I cannot agree with this contention on the facts before me.
Counsel for the Potter Company contends correctly' that this is not a suit on contract, which might involve their client, as the charterer, but that it is solely in rem, based on an alleged maritime lien.
A claimant in a suit against the ship cannot defend by showing that a suit might or might not have been brought against the charterer. The Capitaine Faure (C. C. A.) 10 F.(2d) 950.
A suit should be confined to the subject of the libel and not extended to bring in matters not connected with the original controversy. McCaldin Bros. Co. v. Donald S. S. Co. (D. C.) 169 F. 992.

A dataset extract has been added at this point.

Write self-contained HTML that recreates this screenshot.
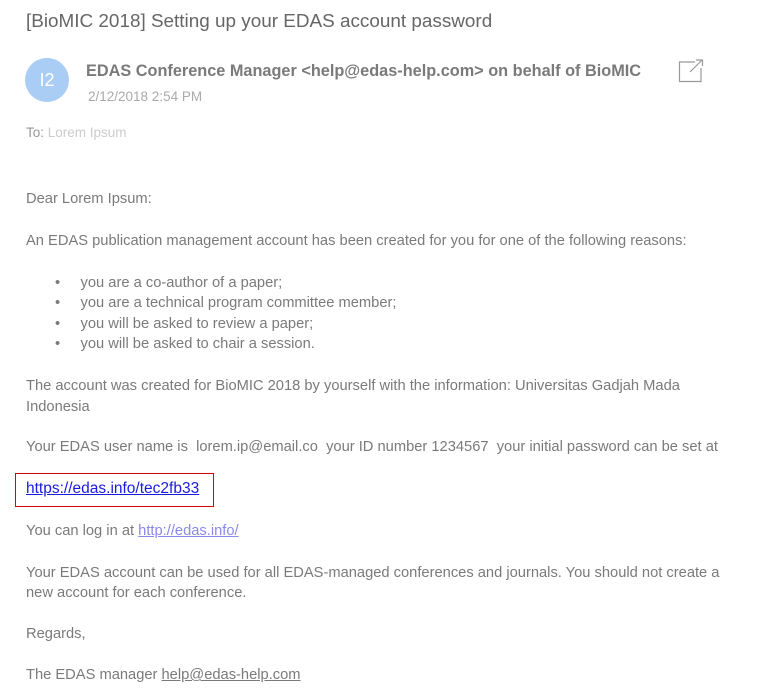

This is a suit in rem. It is not claimed in the libel that there was a breach of contract of any kind. The petition bringing in the Potter Company should be dismissed.
I see no reason to consider whether or not libelant had a lien arising from equitable considerations. See The Poznan (C. C. A.) 9 F.(2d) 838.
Efforts to add to stipulated facts by reference in briefs only indicate the undesirability of attempting to decide cases on stipulation.
Finding as I do that libelant has failed to sustain the burden of proof required to show the existence of a lien against the vessel, whatever the contractual rights and liabilities of the parties may have been, I dismiss the libel. . . .
Libel and petition dismissed with costs.